Monday I needed to make a trip into the nearest town half an hour away for a dentist appointment, groceries, “field trips” for Caleb’s science, and immunizations for the children. Three out of the four kids got shots, and we sat in the doctor’s waiting room for over 45 minutes before they took us in to administer them! I was relieved that the children sat fairly patiently for so long with just a few books to look at (Caleb’s readers for school, which I made him read to me during the car ride!) Caleb needed a booster shot, Callie needed 2 shots for MMR, and Carson needed 2 for measles. Callie tensed up so much for the second, that her arm was red and swollen for two days afterwards; and Carson had a minor fever on Tuesday. So we survived with minimum damage.
But we didn’t take Monday off completely from homeschooling. Caleb finished language arts and math that day before or during the town trip. While in town, we visited a jewelry store to see different kinds of “rocks” that come from the earth; then we visited a nursery to see the plants, and Caleb got to help the owner replant seeds from a small cactus plant. She also took the time to explain how she was preparing soil for her plants.
I only managed to squeeze in the doctor’s visit and the field trips before Seth was done teaching at LBI that morning. Town visit days are usually crammed full with errands. The rest of the day flew by, as did the rest of the week.
This week has brought a sense of accomplishment with homeschooling. First, Caleb took his last tests for single-digit addition on Monday, so now he knows all of his addition facts! That seems like such a milestone to me! (Or is it a kilometer-stone?) We celebrated with ice cream. We spent the rest of the week working on telling time.
In language arts, Caleb finished his second reader, as well as memorizing his fourth poem, and memorizing Psalm 34:8-13 in Bible. His killer spelling list for this week included 13 words with the “special sounds” of “ir in bird,” “ur in nurse,” and “er in verse,” with no clues as to how to know when to use which sound. 😉 Only two used “er,” so we memorized those with the “verse,” “Serve her.” Four words used “ur,” so I gave him this sentence to remember them: “The nurse with a purse and a curl helped a patient with a burn to turn over.” All the other words used “ir.” I felt an inordinate degree of self-congratulation over that small burst of teacherly creativity.

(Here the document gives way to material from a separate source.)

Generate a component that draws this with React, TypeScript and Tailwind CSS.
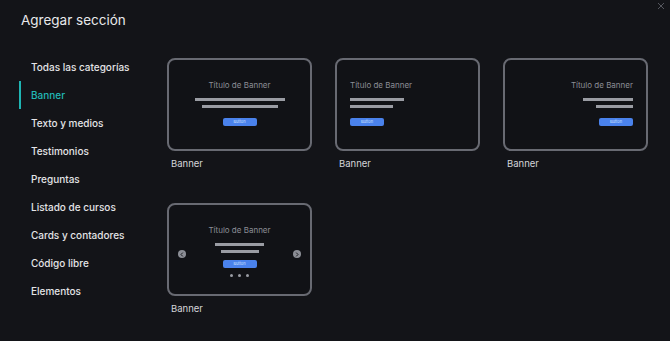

Besides taking field trips for science, we finished our unit study on the third day of creation as well as our read-aloud on George Washington Carver. I almost cried at the end. A hair too emotional, right? But it was such an interesting story, and his work was so fascinating! Maybe I should translate that into Tsonga. 🙂 He makes a great African hero. Now we have begun studying the fourth day of creation and are reading Moonwalk: The First Trip to the Moon.
We also had a banner week in history. We finished up our unit on ancient Egypt and Israel and started a unit on Israel divided—Assyria and Babylon. This week we studied about the ancient civilizations of the Americas. We read about the Nazca people of South America’s incredible line drawings, the Olmecs of Central America with their huge stone sculptures of heads and enormous clay pyramids, and the North Americans. We made Navajo fry bread to represent N. America (which was delicious!) and tapioca pudding for S. America (which didn’t thicken up correctly. The recipe called for 3-minute tapioca, but I must have just had “normal” tapioca. I’ve never cooked with it before, obviously! It was still good—tasted like eggnog!)
I combined drawing class with history, as we tried our own Nazca line drawing. This activity went perfectly with a step in our drawing lesson, so we took the parrot from the art lesson, and made that our picture for the line drawing. First we attempted to draw the parrot in white crayon on white paper. Then we painted in watercolors over it, practicing some shading tips from our drawing book, and saw how our drawing came out!
Colin learned the letter “N” (N is for nest) this week. When Seth finished his last distance course for seminary yesterday (Hip, Hip, Hoorah!!!!), we made a family night of watching Finding Nemo together—for the letter “N,” and one of Seth’s favorites. We also read The Best Nest by P.D. Eastman and made rice krispie nests with candy eggs inside.
I’m glad I’m writing all this out, because in retrospect it was such a wonderful week! It’s easy to remember the frustrating moments, like when Callie woke up the baby two different times this week by going into his room and climbing into his bed. (I need that baby-naptime!)
So, experiencing some already rough times with mobile baby and toddler while homeschooling, and anticipating another rough two years ahead, I asked a question on my favorite homeschooling forums on the web, entitled, “Must-Haves for homeschooling sanity with littles?” Anyone else in my position can hop on over there and see tips for things to assemble or buy to help keep little toddler fingers happily (and hopefully not destructively) occupied while homeschooling the older children. I would welcome any ideas from you as well. Please!